Kavga ve çatışma sorunları çözmüyor
Êlih’te (Batman) İHD ve kayıp yakınları, eylemlerinin 585’inci haftasında Gülistan Caddesi’ndeki İnsan Hakları Anıtı önünde toplandı. Bu haftaki eyleme insan hakları savunucularının yanı sıra Özgürlük İçin Hukukçular Derneği (ÖHD) Êlih Şubesi üyeleri, Medeniyetler Beşiğinde Yakınlarını Kaybeden Ailelerle Yardımlaşma, Dayanışma, Birlik ve Kültür Derneği (MEBYA-DER) Êlih Şubesi, Yeşiller ve Sol Gelecek Partisi (Yeşil Sol Parti) Êlih İl Örgütü katıldı.

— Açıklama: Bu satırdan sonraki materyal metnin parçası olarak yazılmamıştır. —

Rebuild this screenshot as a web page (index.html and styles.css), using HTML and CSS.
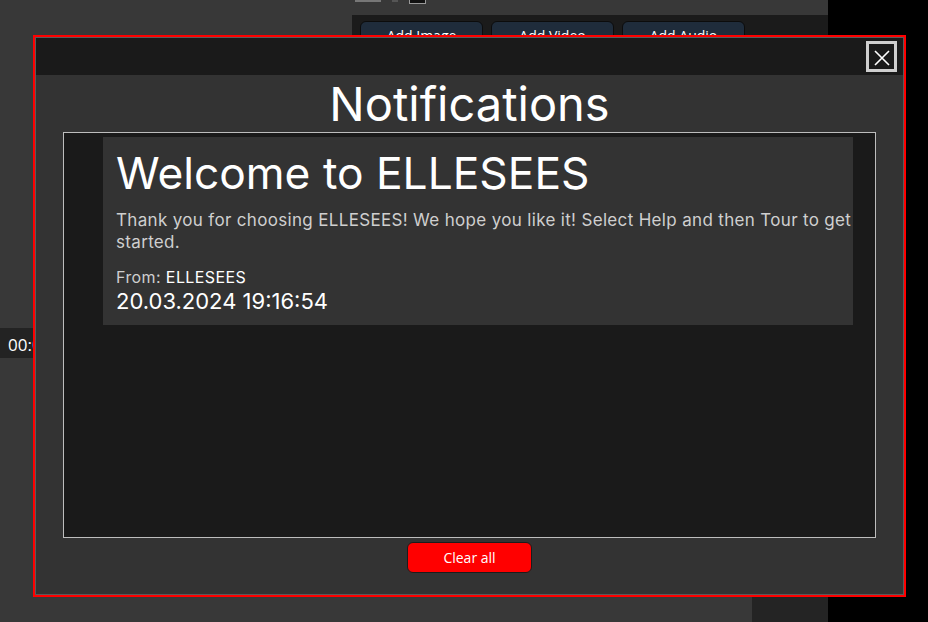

Açıklamada konuşan İHD Êlih Şubesi Eşbaşkanı Devran Yıldız, Amed’in Bismil ilçesinde arazi anlaşmazlığından kaynaklı çıkan kavgada 9 kişinin hayatını kaybetmesini hatırlatarak, ailelere baş sağlığı dileyerek, kavga ve çatışma yolunun hiçbir sorunu çözemediğini belirtti.
İHD Şube Yöneticisi Ahmet Şiray da kayıp yakınları ve hak savunucuları olarak, ülkenin gerçek bir demokratikleşme sürecine girmesi için gözaltında kaybedilenlerin akıbetlerinin açıklanması ve faillerinin yargılanması gerektiğini söyledi. Şiray daha sonra Öncü’nün kayıp hikayesini okudu.
Açıklama oturma eylemiyle son buldu.